--- start Materials provided ---

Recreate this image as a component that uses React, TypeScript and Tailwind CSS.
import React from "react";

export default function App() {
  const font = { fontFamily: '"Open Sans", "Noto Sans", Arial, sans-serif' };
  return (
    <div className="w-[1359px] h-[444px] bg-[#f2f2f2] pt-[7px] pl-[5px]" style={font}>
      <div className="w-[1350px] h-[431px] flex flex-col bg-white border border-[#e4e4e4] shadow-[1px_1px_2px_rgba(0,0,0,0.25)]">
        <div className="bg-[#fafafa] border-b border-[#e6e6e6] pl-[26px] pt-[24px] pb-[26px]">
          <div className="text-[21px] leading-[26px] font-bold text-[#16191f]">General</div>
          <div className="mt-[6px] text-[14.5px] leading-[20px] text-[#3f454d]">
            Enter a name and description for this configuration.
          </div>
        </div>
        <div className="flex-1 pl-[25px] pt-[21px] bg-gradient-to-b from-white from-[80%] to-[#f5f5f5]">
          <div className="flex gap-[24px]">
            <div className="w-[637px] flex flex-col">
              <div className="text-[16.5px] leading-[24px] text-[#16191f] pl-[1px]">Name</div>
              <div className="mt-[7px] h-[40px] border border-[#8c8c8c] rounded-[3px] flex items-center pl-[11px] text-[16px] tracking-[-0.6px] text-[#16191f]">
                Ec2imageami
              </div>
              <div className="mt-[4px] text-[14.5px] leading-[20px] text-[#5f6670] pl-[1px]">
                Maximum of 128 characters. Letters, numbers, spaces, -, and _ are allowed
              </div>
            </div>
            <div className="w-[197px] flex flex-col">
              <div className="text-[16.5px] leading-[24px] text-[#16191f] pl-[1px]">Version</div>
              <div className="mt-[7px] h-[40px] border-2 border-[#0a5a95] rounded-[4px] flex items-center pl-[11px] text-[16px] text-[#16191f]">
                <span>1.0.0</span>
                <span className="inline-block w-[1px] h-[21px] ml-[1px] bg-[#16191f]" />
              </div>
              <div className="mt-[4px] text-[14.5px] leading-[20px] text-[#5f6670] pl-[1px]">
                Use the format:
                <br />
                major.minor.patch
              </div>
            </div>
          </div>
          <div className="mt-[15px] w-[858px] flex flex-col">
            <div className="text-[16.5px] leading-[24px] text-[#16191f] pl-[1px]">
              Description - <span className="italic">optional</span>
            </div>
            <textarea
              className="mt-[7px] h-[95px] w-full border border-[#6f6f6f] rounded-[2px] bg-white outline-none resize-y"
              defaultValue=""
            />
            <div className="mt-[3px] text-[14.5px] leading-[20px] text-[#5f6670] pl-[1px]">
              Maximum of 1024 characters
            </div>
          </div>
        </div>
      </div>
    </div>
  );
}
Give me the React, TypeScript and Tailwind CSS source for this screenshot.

--- end Materials provided ---

> _What to do_
List every line above containing the word "TypeScript".

> _Final result_
Recreate this image as a component that uses React, TypeScript and Tailwind CSS.
Give me the React, TypeScript and Tailwind CSS source for this screenshot.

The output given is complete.